EXERCISE DESCRIPTION: Extract from the listing each line in which the word "screenshot" appears.

++++ DATASET SECTION ++++

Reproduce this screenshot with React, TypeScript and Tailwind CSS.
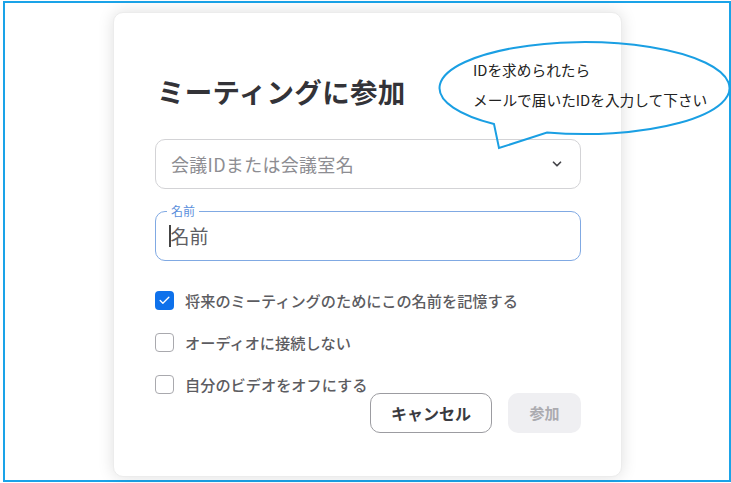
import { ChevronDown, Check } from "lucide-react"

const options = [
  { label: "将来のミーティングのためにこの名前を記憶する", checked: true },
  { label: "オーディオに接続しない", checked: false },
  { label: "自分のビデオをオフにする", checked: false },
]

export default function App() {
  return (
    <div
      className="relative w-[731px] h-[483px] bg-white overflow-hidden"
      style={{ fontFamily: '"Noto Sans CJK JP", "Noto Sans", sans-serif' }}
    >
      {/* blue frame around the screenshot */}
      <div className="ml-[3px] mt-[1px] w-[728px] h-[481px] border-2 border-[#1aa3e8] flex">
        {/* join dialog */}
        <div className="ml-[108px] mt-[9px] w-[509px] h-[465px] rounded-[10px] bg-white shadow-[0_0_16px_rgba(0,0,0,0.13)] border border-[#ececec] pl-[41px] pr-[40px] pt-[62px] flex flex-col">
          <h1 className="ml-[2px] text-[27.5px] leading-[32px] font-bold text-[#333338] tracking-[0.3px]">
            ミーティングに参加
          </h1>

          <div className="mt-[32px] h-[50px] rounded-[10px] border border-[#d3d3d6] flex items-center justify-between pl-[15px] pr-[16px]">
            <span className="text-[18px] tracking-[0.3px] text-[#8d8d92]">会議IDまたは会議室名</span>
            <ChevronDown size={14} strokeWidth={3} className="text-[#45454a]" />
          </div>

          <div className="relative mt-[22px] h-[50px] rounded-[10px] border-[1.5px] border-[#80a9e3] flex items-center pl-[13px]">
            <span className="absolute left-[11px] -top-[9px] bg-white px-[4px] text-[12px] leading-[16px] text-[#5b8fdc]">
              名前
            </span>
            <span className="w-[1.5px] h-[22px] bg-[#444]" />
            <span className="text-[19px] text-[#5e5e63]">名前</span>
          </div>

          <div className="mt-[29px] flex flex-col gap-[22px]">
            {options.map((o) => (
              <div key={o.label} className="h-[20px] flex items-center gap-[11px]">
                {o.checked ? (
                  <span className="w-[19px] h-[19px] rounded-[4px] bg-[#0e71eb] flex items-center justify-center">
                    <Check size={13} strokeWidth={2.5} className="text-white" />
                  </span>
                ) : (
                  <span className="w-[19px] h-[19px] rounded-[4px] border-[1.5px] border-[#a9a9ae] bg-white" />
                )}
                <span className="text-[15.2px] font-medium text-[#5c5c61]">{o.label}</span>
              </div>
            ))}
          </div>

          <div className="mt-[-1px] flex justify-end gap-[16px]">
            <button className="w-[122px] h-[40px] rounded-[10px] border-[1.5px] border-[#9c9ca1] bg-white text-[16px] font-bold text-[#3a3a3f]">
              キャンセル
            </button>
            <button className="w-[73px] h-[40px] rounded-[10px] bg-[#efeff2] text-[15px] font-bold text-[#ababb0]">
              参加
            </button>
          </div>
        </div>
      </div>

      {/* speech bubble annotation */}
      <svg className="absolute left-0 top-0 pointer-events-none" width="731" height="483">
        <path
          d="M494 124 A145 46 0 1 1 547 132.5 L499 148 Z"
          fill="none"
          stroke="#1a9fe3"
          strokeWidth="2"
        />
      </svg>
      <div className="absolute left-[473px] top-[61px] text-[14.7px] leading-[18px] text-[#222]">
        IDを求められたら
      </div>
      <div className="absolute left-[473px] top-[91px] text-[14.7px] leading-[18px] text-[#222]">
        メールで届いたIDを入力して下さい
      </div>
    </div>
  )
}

++++

FINAL RESULT:
Reproduce this screenshot with React, TypeScript and Tailwind CSS.
      {/* blue frame around the screenshot */}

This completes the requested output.